Given entries:
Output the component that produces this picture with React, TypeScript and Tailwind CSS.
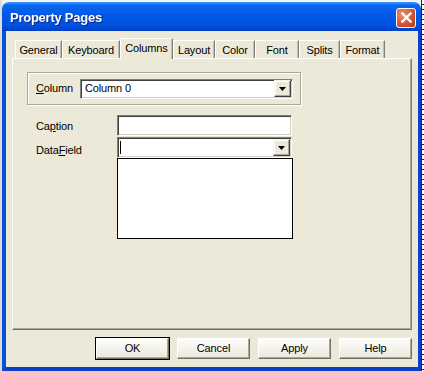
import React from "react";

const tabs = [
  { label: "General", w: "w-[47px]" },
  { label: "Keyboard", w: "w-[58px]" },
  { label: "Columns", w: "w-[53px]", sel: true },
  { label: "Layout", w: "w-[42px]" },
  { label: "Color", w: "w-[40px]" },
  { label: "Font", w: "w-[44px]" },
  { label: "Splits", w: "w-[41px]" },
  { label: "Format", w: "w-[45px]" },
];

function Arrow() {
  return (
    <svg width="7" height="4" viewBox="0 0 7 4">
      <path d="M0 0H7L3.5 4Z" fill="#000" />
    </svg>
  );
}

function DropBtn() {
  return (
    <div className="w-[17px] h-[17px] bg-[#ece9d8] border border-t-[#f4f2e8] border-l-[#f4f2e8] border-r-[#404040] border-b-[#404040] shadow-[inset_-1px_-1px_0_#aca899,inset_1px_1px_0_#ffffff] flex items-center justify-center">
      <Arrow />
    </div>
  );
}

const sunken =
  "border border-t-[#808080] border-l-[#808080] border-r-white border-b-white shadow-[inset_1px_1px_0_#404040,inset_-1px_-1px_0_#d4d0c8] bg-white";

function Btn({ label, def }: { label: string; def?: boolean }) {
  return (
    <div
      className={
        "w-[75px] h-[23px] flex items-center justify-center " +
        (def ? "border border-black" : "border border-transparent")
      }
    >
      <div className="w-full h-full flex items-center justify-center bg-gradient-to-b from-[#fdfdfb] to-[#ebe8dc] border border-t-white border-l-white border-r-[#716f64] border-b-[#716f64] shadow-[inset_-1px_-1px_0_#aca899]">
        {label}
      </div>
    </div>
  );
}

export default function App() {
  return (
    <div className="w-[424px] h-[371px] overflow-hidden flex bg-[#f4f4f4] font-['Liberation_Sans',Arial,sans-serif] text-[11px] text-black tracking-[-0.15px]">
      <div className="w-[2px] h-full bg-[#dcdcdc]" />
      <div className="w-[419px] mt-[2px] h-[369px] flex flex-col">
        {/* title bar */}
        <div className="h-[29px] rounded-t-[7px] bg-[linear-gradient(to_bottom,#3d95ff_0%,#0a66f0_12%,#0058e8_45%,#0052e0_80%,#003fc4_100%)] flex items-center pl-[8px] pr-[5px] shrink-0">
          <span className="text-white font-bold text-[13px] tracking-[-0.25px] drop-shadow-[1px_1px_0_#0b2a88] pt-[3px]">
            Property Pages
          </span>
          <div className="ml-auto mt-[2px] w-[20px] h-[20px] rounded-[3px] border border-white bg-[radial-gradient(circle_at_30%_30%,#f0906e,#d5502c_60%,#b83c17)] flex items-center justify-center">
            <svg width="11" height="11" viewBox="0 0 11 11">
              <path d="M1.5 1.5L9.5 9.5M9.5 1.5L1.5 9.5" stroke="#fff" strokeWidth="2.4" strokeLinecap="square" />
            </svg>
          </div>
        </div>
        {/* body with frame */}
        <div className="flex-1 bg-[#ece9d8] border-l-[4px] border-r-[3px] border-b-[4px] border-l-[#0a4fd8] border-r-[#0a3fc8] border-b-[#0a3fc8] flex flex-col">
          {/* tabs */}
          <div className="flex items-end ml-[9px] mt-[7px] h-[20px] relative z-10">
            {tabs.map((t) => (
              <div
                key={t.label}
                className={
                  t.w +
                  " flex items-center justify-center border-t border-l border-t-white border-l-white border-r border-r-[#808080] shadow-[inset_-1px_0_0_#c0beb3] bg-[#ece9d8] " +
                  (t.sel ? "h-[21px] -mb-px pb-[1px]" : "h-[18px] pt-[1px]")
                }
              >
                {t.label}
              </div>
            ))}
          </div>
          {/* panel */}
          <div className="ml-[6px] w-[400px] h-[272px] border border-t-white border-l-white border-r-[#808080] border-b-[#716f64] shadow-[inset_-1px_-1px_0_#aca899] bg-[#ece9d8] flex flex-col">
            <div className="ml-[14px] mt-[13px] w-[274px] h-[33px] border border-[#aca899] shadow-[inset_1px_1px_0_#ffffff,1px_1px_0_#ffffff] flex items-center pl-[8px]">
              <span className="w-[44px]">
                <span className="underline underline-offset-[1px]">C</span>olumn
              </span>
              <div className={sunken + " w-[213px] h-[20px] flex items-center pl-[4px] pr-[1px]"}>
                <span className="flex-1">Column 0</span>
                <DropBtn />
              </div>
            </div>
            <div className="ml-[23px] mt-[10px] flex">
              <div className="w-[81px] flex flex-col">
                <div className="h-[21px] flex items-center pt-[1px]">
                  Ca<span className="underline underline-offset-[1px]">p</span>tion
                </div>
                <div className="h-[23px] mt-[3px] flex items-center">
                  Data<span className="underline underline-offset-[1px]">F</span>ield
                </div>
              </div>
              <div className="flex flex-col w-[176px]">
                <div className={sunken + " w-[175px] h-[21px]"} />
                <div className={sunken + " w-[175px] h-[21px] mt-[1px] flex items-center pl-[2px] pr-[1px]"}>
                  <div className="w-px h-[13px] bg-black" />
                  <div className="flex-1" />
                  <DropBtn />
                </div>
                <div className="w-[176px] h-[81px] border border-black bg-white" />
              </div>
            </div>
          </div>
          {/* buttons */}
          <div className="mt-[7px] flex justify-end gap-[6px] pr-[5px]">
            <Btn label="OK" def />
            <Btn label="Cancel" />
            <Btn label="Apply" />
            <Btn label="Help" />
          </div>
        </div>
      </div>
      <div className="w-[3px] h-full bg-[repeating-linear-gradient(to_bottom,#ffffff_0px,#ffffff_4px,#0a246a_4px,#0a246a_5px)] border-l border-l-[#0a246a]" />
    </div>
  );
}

---

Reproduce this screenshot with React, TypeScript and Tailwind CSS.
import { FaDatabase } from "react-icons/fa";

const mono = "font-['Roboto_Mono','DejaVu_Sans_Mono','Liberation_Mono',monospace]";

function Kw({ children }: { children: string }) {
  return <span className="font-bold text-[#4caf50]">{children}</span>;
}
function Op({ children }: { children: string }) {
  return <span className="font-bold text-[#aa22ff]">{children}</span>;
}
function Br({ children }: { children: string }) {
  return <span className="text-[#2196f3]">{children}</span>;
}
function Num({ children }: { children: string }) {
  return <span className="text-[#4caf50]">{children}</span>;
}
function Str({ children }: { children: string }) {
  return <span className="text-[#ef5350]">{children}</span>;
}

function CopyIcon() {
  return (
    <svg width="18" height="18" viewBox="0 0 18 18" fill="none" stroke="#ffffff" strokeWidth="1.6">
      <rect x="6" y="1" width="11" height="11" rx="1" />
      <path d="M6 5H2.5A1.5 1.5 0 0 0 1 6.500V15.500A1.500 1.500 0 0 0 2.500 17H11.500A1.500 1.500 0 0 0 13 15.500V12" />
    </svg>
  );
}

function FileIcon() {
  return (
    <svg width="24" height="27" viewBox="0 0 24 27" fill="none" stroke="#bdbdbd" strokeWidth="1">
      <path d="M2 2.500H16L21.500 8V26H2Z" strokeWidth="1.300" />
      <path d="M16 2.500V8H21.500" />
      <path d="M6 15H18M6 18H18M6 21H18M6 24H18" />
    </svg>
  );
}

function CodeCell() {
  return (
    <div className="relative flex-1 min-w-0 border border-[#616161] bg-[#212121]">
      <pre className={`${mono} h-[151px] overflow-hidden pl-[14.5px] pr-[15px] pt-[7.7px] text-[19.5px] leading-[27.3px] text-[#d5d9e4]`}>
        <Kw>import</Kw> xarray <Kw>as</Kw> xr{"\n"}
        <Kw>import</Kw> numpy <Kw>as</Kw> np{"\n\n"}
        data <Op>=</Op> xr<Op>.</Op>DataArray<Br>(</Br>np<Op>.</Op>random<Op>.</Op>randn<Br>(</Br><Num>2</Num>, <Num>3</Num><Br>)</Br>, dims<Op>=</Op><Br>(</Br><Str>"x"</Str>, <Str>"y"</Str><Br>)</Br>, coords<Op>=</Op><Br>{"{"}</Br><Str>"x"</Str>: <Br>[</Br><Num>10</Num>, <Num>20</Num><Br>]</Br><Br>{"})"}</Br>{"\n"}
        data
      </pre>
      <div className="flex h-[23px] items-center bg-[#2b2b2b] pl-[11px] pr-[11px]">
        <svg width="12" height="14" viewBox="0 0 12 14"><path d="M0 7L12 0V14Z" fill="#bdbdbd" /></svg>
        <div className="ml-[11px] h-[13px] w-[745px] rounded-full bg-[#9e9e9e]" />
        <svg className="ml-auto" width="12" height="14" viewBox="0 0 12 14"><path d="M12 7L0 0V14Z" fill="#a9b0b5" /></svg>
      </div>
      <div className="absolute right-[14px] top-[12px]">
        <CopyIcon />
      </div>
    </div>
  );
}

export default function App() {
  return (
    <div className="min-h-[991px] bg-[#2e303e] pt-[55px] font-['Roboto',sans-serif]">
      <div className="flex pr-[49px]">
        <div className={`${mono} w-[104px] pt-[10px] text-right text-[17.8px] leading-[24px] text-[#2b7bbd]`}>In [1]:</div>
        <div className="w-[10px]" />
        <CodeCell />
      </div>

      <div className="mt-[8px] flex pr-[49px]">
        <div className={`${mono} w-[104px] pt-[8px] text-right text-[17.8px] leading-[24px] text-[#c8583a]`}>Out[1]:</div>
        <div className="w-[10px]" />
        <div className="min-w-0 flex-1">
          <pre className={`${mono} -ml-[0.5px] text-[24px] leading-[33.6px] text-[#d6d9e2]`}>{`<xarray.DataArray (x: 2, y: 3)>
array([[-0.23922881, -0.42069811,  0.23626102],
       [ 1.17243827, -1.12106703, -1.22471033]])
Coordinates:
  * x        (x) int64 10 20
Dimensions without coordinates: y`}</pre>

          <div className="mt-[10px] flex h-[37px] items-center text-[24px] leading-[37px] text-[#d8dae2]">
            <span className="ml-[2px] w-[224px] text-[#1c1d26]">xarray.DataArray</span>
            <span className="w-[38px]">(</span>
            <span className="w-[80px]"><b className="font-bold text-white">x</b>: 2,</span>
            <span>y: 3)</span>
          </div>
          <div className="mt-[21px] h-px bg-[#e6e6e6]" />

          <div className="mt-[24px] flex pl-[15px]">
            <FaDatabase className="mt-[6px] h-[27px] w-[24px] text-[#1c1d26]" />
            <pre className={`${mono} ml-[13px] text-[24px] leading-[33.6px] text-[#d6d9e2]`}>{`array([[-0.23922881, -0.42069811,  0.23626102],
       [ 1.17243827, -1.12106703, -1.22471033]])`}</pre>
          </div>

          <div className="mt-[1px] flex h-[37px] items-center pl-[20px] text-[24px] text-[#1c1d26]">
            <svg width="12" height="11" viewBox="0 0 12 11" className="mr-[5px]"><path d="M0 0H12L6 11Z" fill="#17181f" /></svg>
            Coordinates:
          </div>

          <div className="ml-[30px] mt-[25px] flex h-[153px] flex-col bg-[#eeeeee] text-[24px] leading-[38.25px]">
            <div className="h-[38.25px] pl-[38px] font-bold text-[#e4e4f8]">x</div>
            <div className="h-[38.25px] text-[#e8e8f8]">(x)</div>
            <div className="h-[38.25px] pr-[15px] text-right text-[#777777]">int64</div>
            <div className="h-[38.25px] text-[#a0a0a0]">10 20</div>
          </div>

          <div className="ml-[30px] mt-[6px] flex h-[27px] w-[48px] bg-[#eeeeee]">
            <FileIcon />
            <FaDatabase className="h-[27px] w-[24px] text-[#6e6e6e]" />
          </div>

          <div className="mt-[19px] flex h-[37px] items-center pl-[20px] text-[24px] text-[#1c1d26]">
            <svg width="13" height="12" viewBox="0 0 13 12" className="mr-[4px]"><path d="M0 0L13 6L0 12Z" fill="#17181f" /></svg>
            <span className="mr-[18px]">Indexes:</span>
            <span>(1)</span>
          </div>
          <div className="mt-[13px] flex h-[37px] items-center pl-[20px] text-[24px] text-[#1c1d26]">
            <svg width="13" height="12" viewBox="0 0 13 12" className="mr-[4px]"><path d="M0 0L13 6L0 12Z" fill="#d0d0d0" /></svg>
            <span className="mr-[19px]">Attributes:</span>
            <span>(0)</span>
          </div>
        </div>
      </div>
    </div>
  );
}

...

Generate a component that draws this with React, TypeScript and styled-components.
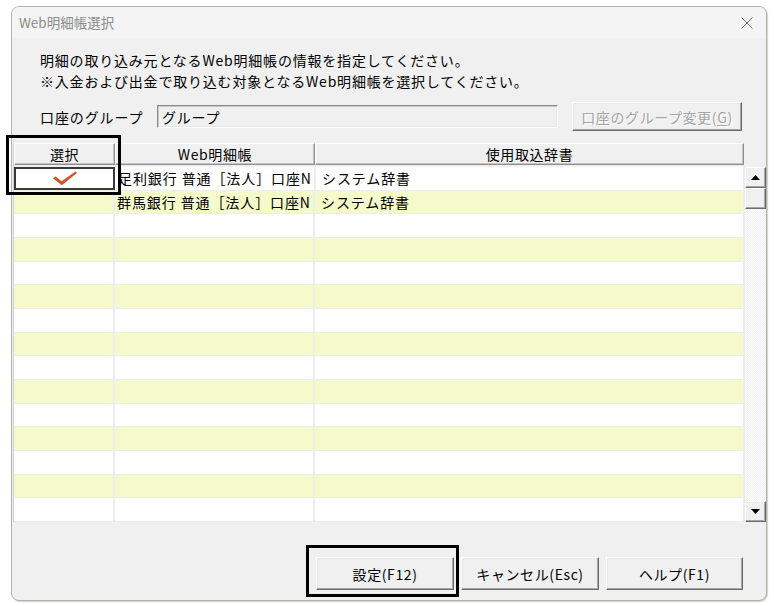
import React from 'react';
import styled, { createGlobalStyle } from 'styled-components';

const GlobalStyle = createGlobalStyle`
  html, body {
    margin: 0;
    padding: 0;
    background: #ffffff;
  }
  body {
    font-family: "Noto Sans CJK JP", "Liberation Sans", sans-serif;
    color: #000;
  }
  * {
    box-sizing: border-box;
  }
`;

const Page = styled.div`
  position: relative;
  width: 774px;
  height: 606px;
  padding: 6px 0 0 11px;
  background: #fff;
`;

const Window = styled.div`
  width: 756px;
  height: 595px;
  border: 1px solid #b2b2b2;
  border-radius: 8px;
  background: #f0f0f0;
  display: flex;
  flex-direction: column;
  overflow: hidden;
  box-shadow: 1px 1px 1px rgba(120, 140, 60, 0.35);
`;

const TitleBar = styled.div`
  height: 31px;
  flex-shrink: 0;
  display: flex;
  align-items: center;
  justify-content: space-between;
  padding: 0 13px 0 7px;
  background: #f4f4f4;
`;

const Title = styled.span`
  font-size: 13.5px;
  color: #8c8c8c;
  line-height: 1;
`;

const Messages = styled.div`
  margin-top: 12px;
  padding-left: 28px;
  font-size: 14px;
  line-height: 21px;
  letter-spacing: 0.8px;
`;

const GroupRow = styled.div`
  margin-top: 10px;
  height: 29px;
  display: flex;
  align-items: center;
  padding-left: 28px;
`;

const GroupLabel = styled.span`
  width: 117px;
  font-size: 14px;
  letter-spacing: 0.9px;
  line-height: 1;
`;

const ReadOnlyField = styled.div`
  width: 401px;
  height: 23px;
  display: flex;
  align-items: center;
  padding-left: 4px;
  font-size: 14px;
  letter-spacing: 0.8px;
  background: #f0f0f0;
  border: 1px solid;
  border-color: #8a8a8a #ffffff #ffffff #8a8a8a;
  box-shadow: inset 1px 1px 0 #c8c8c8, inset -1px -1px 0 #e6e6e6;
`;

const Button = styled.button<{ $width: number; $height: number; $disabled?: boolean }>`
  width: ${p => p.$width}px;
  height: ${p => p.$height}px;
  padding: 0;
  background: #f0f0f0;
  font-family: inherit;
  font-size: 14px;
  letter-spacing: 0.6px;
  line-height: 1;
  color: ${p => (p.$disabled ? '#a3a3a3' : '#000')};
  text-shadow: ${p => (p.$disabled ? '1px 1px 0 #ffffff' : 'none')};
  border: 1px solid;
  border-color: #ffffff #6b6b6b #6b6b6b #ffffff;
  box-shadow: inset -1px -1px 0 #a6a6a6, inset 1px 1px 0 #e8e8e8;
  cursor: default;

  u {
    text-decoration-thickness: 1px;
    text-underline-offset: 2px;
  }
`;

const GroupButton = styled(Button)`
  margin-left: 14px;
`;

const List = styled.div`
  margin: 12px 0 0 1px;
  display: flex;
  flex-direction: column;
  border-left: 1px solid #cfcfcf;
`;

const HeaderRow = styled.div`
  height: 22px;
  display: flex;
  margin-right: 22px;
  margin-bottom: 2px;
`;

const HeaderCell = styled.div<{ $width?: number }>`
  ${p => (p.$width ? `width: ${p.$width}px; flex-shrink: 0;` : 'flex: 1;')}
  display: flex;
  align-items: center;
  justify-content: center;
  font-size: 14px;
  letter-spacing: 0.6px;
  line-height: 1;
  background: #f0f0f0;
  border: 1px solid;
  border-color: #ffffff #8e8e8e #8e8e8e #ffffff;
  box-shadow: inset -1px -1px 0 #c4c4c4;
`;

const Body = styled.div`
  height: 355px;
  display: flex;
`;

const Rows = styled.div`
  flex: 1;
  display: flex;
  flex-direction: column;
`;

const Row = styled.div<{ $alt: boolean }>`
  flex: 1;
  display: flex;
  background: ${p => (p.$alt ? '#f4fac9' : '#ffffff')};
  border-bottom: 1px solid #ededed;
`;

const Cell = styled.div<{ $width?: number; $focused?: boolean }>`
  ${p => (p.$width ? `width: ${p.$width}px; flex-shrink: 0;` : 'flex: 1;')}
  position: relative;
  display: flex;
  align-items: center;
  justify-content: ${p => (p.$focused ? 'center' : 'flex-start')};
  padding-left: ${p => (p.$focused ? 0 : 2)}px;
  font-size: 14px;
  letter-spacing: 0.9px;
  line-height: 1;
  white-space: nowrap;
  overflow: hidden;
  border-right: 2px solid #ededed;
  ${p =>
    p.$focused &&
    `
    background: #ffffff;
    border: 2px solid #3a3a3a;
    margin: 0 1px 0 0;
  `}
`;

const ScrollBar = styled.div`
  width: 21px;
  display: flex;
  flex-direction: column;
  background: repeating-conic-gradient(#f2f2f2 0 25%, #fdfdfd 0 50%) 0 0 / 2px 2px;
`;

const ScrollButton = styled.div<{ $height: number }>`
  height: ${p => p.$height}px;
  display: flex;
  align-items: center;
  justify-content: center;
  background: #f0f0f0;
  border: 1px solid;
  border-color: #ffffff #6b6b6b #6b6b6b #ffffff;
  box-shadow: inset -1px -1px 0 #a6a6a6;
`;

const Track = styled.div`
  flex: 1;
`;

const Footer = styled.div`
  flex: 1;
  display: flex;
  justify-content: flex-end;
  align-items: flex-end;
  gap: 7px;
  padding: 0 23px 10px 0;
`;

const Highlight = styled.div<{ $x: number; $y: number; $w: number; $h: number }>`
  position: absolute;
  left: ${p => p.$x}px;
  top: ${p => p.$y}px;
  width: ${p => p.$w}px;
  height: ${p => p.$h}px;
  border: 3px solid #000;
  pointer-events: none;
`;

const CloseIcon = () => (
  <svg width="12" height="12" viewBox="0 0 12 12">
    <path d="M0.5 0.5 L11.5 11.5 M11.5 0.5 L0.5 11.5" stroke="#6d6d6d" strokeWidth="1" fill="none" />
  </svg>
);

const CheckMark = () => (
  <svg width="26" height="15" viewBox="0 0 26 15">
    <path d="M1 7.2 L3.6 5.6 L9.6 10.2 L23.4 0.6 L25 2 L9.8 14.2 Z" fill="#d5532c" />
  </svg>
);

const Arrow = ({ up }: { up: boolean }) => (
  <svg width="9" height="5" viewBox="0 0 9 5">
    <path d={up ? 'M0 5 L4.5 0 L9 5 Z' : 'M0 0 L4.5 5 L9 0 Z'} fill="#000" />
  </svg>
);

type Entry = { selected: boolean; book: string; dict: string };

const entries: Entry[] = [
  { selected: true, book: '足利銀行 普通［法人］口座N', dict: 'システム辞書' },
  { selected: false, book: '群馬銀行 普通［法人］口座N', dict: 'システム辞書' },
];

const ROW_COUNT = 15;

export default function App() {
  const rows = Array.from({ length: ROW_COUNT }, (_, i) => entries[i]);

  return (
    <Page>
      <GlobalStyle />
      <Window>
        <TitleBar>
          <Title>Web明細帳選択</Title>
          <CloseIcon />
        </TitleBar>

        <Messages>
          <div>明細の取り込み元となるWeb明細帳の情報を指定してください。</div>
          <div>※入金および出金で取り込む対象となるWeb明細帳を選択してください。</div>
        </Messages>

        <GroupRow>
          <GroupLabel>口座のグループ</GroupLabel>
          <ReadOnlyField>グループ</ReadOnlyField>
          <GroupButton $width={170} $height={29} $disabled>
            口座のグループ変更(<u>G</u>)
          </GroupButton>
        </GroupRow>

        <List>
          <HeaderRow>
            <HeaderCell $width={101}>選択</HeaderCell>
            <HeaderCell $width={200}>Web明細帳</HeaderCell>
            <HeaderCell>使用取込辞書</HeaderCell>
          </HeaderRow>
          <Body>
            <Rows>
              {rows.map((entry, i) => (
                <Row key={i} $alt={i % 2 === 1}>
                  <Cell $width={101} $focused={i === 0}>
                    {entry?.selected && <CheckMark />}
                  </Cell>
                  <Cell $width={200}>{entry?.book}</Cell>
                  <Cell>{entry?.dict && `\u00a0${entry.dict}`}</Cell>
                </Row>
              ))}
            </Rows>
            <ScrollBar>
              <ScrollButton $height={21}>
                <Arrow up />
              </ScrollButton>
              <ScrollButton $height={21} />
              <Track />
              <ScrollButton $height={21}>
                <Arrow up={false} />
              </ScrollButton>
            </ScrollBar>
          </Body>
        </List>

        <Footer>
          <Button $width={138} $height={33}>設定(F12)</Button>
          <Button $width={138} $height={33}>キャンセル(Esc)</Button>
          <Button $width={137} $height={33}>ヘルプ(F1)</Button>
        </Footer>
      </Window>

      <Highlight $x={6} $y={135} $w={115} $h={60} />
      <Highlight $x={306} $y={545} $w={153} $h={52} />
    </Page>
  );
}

Work to do:
Gather each line of the listing containing the word "that" and show it.

Response:
Output the component that produces this picture with React, TypeScript and Tailwind CSS.
Generate a component that draws this with React, TypeScript and styled-components.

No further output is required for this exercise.